Hollywood Event Planners on What "Soft Sensuality" Could Mean at Trump's Inauguration
Velvet tablecloths? Baby's breath? Kenny G?
In case you haven't heard, Donald Trump's presidential inauguration on Jan. 20 will have a "soft sensuality" to it. At least, that's how the president-elect's inauguration chairman, Tom Barrack, described the upcoming event.
"So what we've done, instead of trying to surround him with what people consider A-listers, is we are going to surround him with the soft sensuality of the place," Barrack told reporters Tuesday at Trump Tower. "It's a much more poetic cadence than having a circuslike celebration that's a coronation. It will be beautiful. The cadence of it is going to be, 'Let me get back to work.' "

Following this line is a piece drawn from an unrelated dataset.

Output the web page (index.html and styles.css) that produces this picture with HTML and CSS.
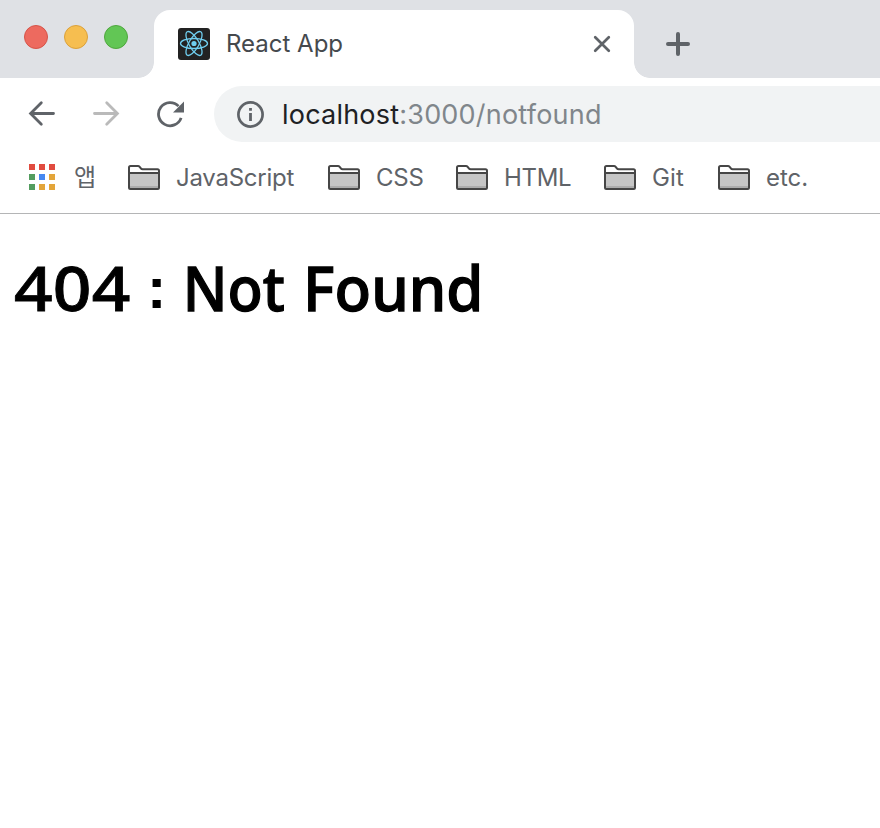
FILE: index.html
```html
<!DOCTYPE html>
<html lang="ko">
<head>
<meta charset="utf-8">
<title>React App</title>
<link rel="stylesheet" href="styles.css">
</head>
<body>
<svg width="0" height="0" class="defs" aria-hidden="true">
  <symbol id="folder" viewBox="0 0 32 26">
    <path d="M1 8h30v15.500q0 1.500-1.500 1.500h-27Q1 25 1 23.500z" fill="#c6c6c6"/>
    <path d="M2 21h28v2H2z" fill="#adadad"/>
    <path d="M1 8h30M1 22.500v-20Q1 1 2.500 1H10q1 0 1.700.8L13 3.500q.6.700 1.600.7h14.900q1.500 0 1.500 1.500v16.800q0 1.500-1.500 1.500h-27Q1 24 1 22.500z" fill="none" stroke="#464646" stroke-width="2"/>
  </symbol>
</svg>
<header class="browser">
  <div class="tabstrip">
    <div class="lights"><i class="red"></i><i class="yellow"></i><i class="green"></i></div>
    <div class="tab">
      <svg class="favicon" viewBox="0 0 32 32">
        <rect width="32" height="32" rx="3" fill="#222"/>
        <g fill="none" stroke="#70cff0" stroke-width="1.300">
          <ellipse cx="16" cy="15.500" rx="13.500" ry="5"/>
          <ellipse cx="16" cy="15.500" rx="13.500" ry="5" transform="rotate(60 16 15.500)"/>
          <ellipse cx="16" cy="15.500" rx="13.500" ry="5" transform="rotate(120 16 15.500)"/>
        </g>
        <circle cx="16" cy="15.500" r="2.600" fill="#70cff0"/>
      </svg>
      <span class="title">React App</span>
      <svg class="close" viewBox="0 0 18 18"><path d="M2.200 2.200l13.600 13.600M15.800 2.200L2.200 15.800" stroke="#5f6368" stroke-width="2.700" stroke-linecap="round"/></svg>
    </div>
    <svg class="plus" viewBox="0 0 24 24"><path d="M12 2v20M2 12h20" stroke="#5f6368" stroke-width="4" stroke-linecap="round"/></svg>
  </div>
  <div class="toolbar">
    <svg class="nav" viewBox="0 0 28 28"><path d="M13.300 2.800L2.600 13.500l10.700 10.700M3 13.500h22.500" fill="none" stroke="#5f6368" stroke-width="2.800" stroke-linecap="round"/></svg>
    <svg class="nav" viewBox="0 0 28 28"><path d="M14.700 2.800L25.400 13.500 14.700 24.200M25 13.500H2.500" fill="none" stroke="#bababa" stroke-width="2.800" stroke-linecap="round"/></svg>
    <svg class="nav" viewBox="0 0 28 28"><path d="M25.100 17.900A11.600 11.600 0 1 1 22.500 6.100" fill="none" stroke="#5f6368" stroke-width="2.800"/><path d="M28 1.500v11H17z" fill="#5f6368"/></svg>
    <div class="omnibox">
      <svg class="info" viewBox="0 0 28 28"><circle cx="14.500" cy="14.500" r="12.100" fill="none" stroke="#5f6368" stroke-width="2.700"/><path d="M13.100 8h2.800v2.700h-2.800zM13.100 13h2.800v8h-2.800z" fill="#5f6368"/></svg>
      <span class="url">localhost<span class="path">:3000/notfound</span></span>
    </div>
  </div>
  <nav class="bookmarks">
    <div class="apps"><i class="r"></i><i class="r"></i><i class="r"></i><i class="g"></i><i class="b"></i><i class="y"></i><i class="g"></i><i class="y"></i><i class="y"></i></div>
    <span class="label ko">앱</span>
    <svg class="folder"><use href="#folder"/></svg><span class="label js">JavaScript</span>
    <svg class="folder"><use href="#folder"/></svg><span class="label css">CSS</span>
    <svg class="folder"><use href="#folder"/></svg><span class="label html">HTML</span>
    <svg class="folder"><use href="#folder"/></svg><span class="label git">Git</span>
    <svg class="folder"><use href="#folder"/></svg><span class="label etc">etc.</span>
  </nav>
</header>
<main><h1><span class="code">404</span> <span class="colon">:</span> <span class="word not">Not</span> <span class="word">Found</span></h1></main>
</body>
</html>
```
FILE: styles.css
```css
* { box-sizing: border-box; }
body { margin: 0; background: #fff; font-family: Inter, "Noto Sans CJK KR", sans-serif; overflow: hidden; }
svg { display: block; flex: none; }
.defs { position: absolute; }
.tabstrip { height: 78px; background: #dfe1e5; display: flex; align-items: flex-start; }
.lights { display: flex; gap: 16px; padding: 25px 0 0 24px; width: 154px; height: 78px; }
.lights i { width: 24px; height: 24px; border-radius: 50%; border: 1px solid; }
.lights .red { background: #ed6a5f; border-color: #d65449; }
.lights .yellow { background: #f6be50; border-color: #dba13b; }
.lights .green { background: #62c655; border-color: #4fa73e; }
.tab { margin-top: 10px; width: 480px; height: 68px; background: #fff; border-radius: 16px 16px 0 0; display: flex; align-items: center; padding: 0 23px 0 24px; position: relative; }
.tab::before, .tab::after { content: ""; position: absolute; bottom: 0; width: 16px; height: 16px; }
.tab::before { left: -16px; background: radial-gradient(circle at 0 0, transparent 15.500px, #fff 16.200px); }
.tab::after { right: -16px; background: radial-gradient(circle at 100% 0, transparent 15.500px, #fff 16.200px); }
.favicon { width: 32px; height: 32px; }
.title { margin-left: 16px; font-size: 24px; line-height: 32px; color: #45494d; flex: 1; white-space: nowrap; }
.close { width: 18px; height: 18px; }
.plus { width: 24px; height: 24px; margin: 32px 0 0 32px; }
.toolbar { height: 72px; display: flex; align-items: center; gap: 36px; padding-left: 28px; }
.nav { width: 28px; height: 28px; }
.omnibox { margin-left: -6px; flex: 1; height: 56px; border-radius: 28px 0 0 28px; background: #f1f3f4; display: flex; align-items: center; padding-left: 22px; }
.info { width: 28px; height: 28px; }
.url { margin: 2px 0 0 18px; font-size: 27px; line-height: 36px; letter-spacing: 0.210px; color: #202124; white-space: nowrap; }
.path { color: #80868b; }
.bookmarks { height: 64px; border-bottom: 1px solid #b4b5b6; display: flex; align-items: flex-start; padding: 14px 0 0 29px; }
.apps { display: grid; grid-template-columns: repeat(3, 6px); grid-auto-rows: 6px; gap: 4px; width: 26px; }
.r { background: #e14b3f; } .g { background: #539d5f; } .b { background: #4688f1; } .y { background: #e3a53a; }
.folder { width: 32px; height: 26px; margin-top: 1px; }
.label { font-size: 24px; line-height: 28px; color: #5f6368; padding-left: 16px; white-space: nowrap; }
.ko { width: 73px; padding-left: 19px; }
.js { width: 168px; letter-spacing: -0.250px; }
.css { width: 96px; letter-spacing: -0.200px; }
.html { width: 116px; letter-spacing: -0.300px; }
.git { width: 82px; letter-spacing: 0.200px; }
main { padding: 0 14px; }
h1 { margin: 30px 0 0; display: flex; font: 500 62px/86px "Noto Sans", sans-serif; color: #000; white-space: nowrap; -webkit-text-stroke: 0.800px #000; }
.code, .word { transform-origin: 0 50%; }
.code { width: 133px; letter-spacing: 0.200px; transform: scaleX(1.090); }
.colon { width: 34px; font-family: "Liberation Sans", sans-serif; font-weight: 700; font-size: 58px; line-height: 88px; height: 86px; -webkit-text-stroke: 0; }
.word { width: 180px; transform: scaleX(0.965); -webkit-text-stroke-width: 1.300px; }
.not { width: 122px; transform: scaleX(0.930); padding-left: 2px; }
```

Since then, the internet has been quick to latch onto Barrack's obscure use of "soft sensuality" to describe the event, which will include the daytime swearing-in ceremony and three nighttime balls, which presumably are what the L.A.-based real estate investor and Trump power broker is describing.
Trump's advisor says the Inauguration will have a "soft sensuality." I look forward to seeing the pole dancing on the White House columns.— Paula Poundstone (@paulapoundstone) January 12, 2017
This is how I imagine the Trump inauguration's "soft sensuality" will play out: pic.twitter.com/dGQ4abb5T7— Chris Cillizza (@TheFix) January 10, 2017
Given what we know about Trump's extravagant preferences at Trump Tower (gilded furniture, candelabras, cherubs and Louis XIV everything), we have some idea of what "soft sensuality" could look like.
But to get a better sense of how that could apply to a party, Pret-a-Reporter spoke with a few Hollywood event planners.
"I imagine he is using this term to inspire design elements, lighting and decor," says April Luca of Gold Sky Productions, whose event agency worked on the American Horror Story: Hotel premiere and The Hollywood Reporter's Next Gen 20th anniversary gala. "I think it could be interesting, depending on its visual translation at the event and the space."
L.A.-based event planner David Rodgers, whose eponymous creative agency specializes in full-service event production, suggested that Barrack's description could be setting a new tone for what's to come in the administration.
"I think that maybe he was just looking back at the campaign and how intense it was, and maybe it's a good direction to bring a softness back to Washington and to set a nice tone for the next four years," says Rodgers. However, he does note that "soft sensuality" is "a strange combination of words to use for this."
"It seems a little too sexy," adds Rodgers, whose company has organized events for a number of fashion brands including Michael Kors, Christian Louboutin and Diane von Furstenberg, as well as entertainment events like Breaking Bad's season-four premiere. "What comes to mind is cream- and blush-colored pink roses, Egyptian cotton sheets, candlelight and the sound of two hearts beating as one."
Bryan Rabin, producer of Giorgio's at The Standard in West Hollywood — the nightclub that has attracted A-listers Leonardo DiCaprio, Mick Jagger and Naomi Campbell — finds the description to be "an extremely inappropriate [...] visual." He added: "I can't speak to Tom Barrack, I don't know the man or what kind of clients he's worked with before, but personally, it's the most important job in the world, and [the event] should be restrained, chic and to the point."
Rabin noted that the term "isn't part of my professional vernacular." However, he prefers using the word "sexy" when working with "sexy brands" like Coco de Mer and Agent Provocateur. "My job is [focused on] how to create community and an experience," says Rabin.
As to how a soft, sensual experience might translate to a D.C. party, Luca pictures "rich fabrics and bronze highlights mixed with an airy feel created by soft lighting." Rabin, on the other hand, stated: "I shudder to think what that might involve."
Either way, it looks like we'll find out soon enough.